The shipbuilder’s interpellation right – Obtaining clarity in a delayed shipbuilding project

Delay in shipbuilding projects may ultimately grant the buyer a cancellation right, thereby giving rise to both legal and economic risks for the shipbuilder. Under the circumstances, the builder’s “interpellation” right can help mitigate those risks and provide clarity for both parties.

Timely delivery is of utmost importance in shipbuilding projects. For various reasons, delays nevertheless often occur, thus creating a need for clear regulation of the parties’ rights and obligations. Standard contracts such as the Norwegian Standard Form Shipbuilding Contract 2000 (“SHIP 2000”) (Article IV) and the Shipbuilding Contract of the Shipbuilders Association of Japan (the “SAJ Form”) (Article VIII), grant the buyer a right to claim liquidated damages, in addition to a right to cancel the contract if delivery of the newbuild is delayed beyond a pre-agreed period.

The “interpellation” right entitles the builder to require the buyer to elect to either accept delivery of the delayed newbuild at a specified, new future date or cancel the contract forthwith. If the buyer does not respond, this may result in the buyer losing a right of cancellation. The builder may not like the buyer’s decision, but by using the interpellation right, the builder can obtain clarity as to the fate of the delayed project.

The concept and rationale of the interpellation right

The rationale for granting the builder an interpellation right becomes evident in cases where the buyer has a right to cancel the contract for delay, but instead does nothing and awaits further action whilst reserving his rights. This creates a challenge for the builder, who must honour his contractual obligations and continue construction, meanwhile facing the risk of significant losses if the contract is eventually cancelled by the buyer. The builder will want clarity as to whether he should proceed with the construction or prepare for a cancellation of the contract. Such clarity may be achieved through the use of the builder’s interpellation right, which becomes relevant both when delivery is actually delayed beyond the agreed cancellation date and when it is anticipated that delivery will be delayed beyond this point.

Wikborg Rein / GettyimagesActual delay

Article IV, 1 of SHIP 2000 contains provisions governing the situation where the project is delayed beyond the agreed cancellation date. If the buyer has not provided a notice of cancellation following the passing of the cancellation date, the builder may, by written notice, demand that the buyer elects either to cancel the contract forthwith or to accept delivery of the newbuild at a specific, future date reasonably estimated by the builder. Failure by the buyer to notify the builder of his choice within 15 days may result in the suspension of the buyer’s cancellation right and the estimated future date specified by the builder being deemed accepted as the new delivery date. If the buyer elects not to cancel the contract, the builder shall proceed and aim for delivery of the newbuild by the future date. If the future date is successfully met, the buyer must take delivery of the newbuild (provided of course that the newbuild complies with the specification of the contract). If, however, the future date is not met, the buyer will (again) have the right to cancel the contract. Article VIII of the SAJ Form includes similar provisions.

Anticipated delay

During the construction phase, but before the cancellation date, the builder may realize that delivery of the newbuild will be so delayed that the buyer has or will in the future have a right to cancel the contract due to anticipated delay. The buyer’s right to cancel for anticipated delay is included in Article IV, 1 (d) of SHIP 2000. Thus, a builder will also want a right of interpellation during this phase of the build to address anticipated delay.

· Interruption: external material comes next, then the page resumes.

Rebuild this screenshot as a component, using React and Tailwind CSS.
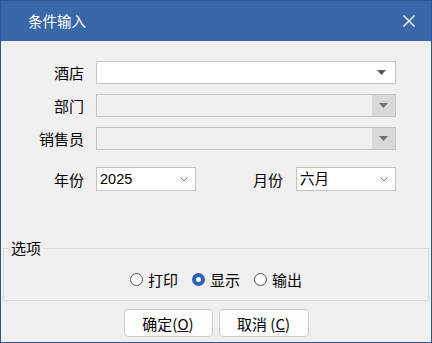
import React from "react";

function Triangle({ color = "#4f5753" }) {
  return (
    <svg width="9" height="5" viewBox="0 0 9 5">
      <polygon points="0,0 9,0 4.5,5" fill={color} />
    </svg>
  );
}

function Chevron() {
  return (
    <svg width="8" height="5" viewBox="0 0 8 5">
      <polyline points="0.5,0.5 4,4 7.5,0.5" fill="none" stroke="#7a7a7a" strokeWidth="1" />
    </svg>
  );
}

function ComboRow({ label, disabled }) {
  return (
    <div className="flex items-center h-[23px]">
      <span className="w-[83px] text-right">{label}</span>
      <div
        className={`ml-[12px] w-[300px] h-[23px] border border-[#c4c4c4] flex ${
          disabled ? "bg-[#f0f0f0]" : "bg-white"
        }`}
      >
        <div className="flex-1" />
        {disabled ? (
          <div className="w-[23px] h-full bg-[#d9d9d9] flex items-center justify-center">
            <Triangle color="#6e7370" />
          </div>
        ) : (
          <div className="w-[23px] h-full flex items-center justify-center pr-[4px]">
            <Triangle />
          </div>
        )}
      </div>
    </div>
  );
}

function Select({ value }) {
  return (
    <div className="w-[100px] h-[24px] border border-[#c4c4c4] bg-white flex items-center pl-[3px] pr-[7px]">
      <span className="flex-1 text-[14.5px] font-['Liberation_Sans','Noto_Sans_CJK_SC',sans-serif] leading-none">
        {value}
      </span>
      <Chevron />
    </div>
  );
}

function Radio({ label, checked }) {
  return (
    <div className="flex items-center">
      {checked ? (
        <span className="w-[13px] h-[13px] rounded-full bg-[#2b63b3] flex items-center justify-center">
          <span className="w-[5px] h-[5px] rounded-full bg-white" />
        </span>
      ) : (
        <span className="w-[13px] h-[13px] rounded-full border border-[#555] bg-white" />
      )}
      <span className="ml-[5px]">{label}</span>
    </div>
  );
}

export default function App() {
  return (
    <div className="w-[432px] h-[343px] flex flex-col border border-[#2c5592] bg-[#f0f0f0] text-black text-[15px] leading-none font-['Noto_Sans_CJK_SC',sans-serif]">
      <div className="h-[40px] shrink-0 bg-[#3a67a8] flex items-center justify-between pl-[27px] pr-[16px] text-white text-[14.5px]">
        <span>条件输入</span>
        <svg width="12" height="12" viewBox="0 0 12 12">
          <path d="M0.5 0.5 L11.5 11.5 M11.5 0.5 L0.5 11.5" stroke="white" strokeWidth="1.3" />
        </svg>
      </div>

      <div className="flex flex-col pt-[20px] gap-[10px]">
        <ComboRow label="酒店" />
        <ComboRow label="部门" disabled />
        <ComboRow label="销售员" disabled />
      </div>

      <div className="flex items-center h-[24px] mt-[17px]">
        <span className="w-[83px] text-right">年份</span>
        <div className="ml-[12px]">
          <Select value="2025" />
        </div>
        <span className="ml-[57px] w-[30px]">月份</span>
        <div className="ml-[13px]">
          <Select value="六月" />
        </div>
      </div>

      <div className="relative mx-[2px] mt-[57px] h-[53px] border border-[#d7d7d7] pt-[20px]">
        <span className="absolute left-[5px] top-[-9px] px-[2px] bg-[#f0f0f0]">选项</span>
        <div className="h-[20px] flex items-center justify-center gap-[14px]">
          <Radio label="打印" />
          <Radio label="显示" checked />
          <Radio label="输出" />
        </div>
      </div>

      <div className="flex justify-center gap-[6px] mt-[8px]">
        <button className="w-[89px] h-[28px] rounded-[4px] border border-[#cbcbcb] bg-[#fdfdfd] flex items-center justify-center">
          确定(<span className="underline">O</span>)
        </button>
        <button className="w-[90px] h-[28px] rounded-[4px] border border-[#cbcbcb] bg-[#fdfdfd] flex items-center justify-center">
          取消 (<span className="underline">C</span>)
        </button>
      </div>
    </div>
  );
}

Unlike in situations of actual delay, i.e. delay beyond the cancellation date, the standard wording of Article IV, 1 of SHIP 2000 does not explicitly grant the builder with an interpellation right for anticipated delay. Under Norwegian law, the builder can in such cases rely on the background law principles of interpellation, set out in the Norwegian Sale of Goods Act Section 24. This provision states that “[i]f the seller […] notifies the buyer that he will deliver within a stated time, but the buyer fails to reply within a reasonable time after receiving the notice, he cannot cancel if performance is effected within the stated time”. Faced with the decision of whether to submit such a notification to the buyer, the builder must consider that by admitting that there is a significant delay in the shipbuilding project, he is also giving the buyer a right to cancel the contract. The risk of loss of contract in this context must be weighed against the builder’s need for clarity on the way forward and the possibility to mitigate potential losses.

Key considerations

Where there is a risk of cancellation by the buyer, the builder should carefully consider the circumstances causing the delay before making use of an interpellation right. Relevant circumstances to consider are the extent and nature of the actual or anticipated delay, including the existence of force majeure or other circumstances for which delay is permitted under the contract. The builder should also be reasonably certain that he will in fact be able to deliver the newbuild at the specified, future date – if he fails to do so, the buyer will be entitled to cancel the contract. The builder should also take note that once the buyer has been requested to elect between cancelling the contract or accepting delayed delivery, the builder may be deemed to have waived any potential rights to dispute the buyer’s grounds for cancellation.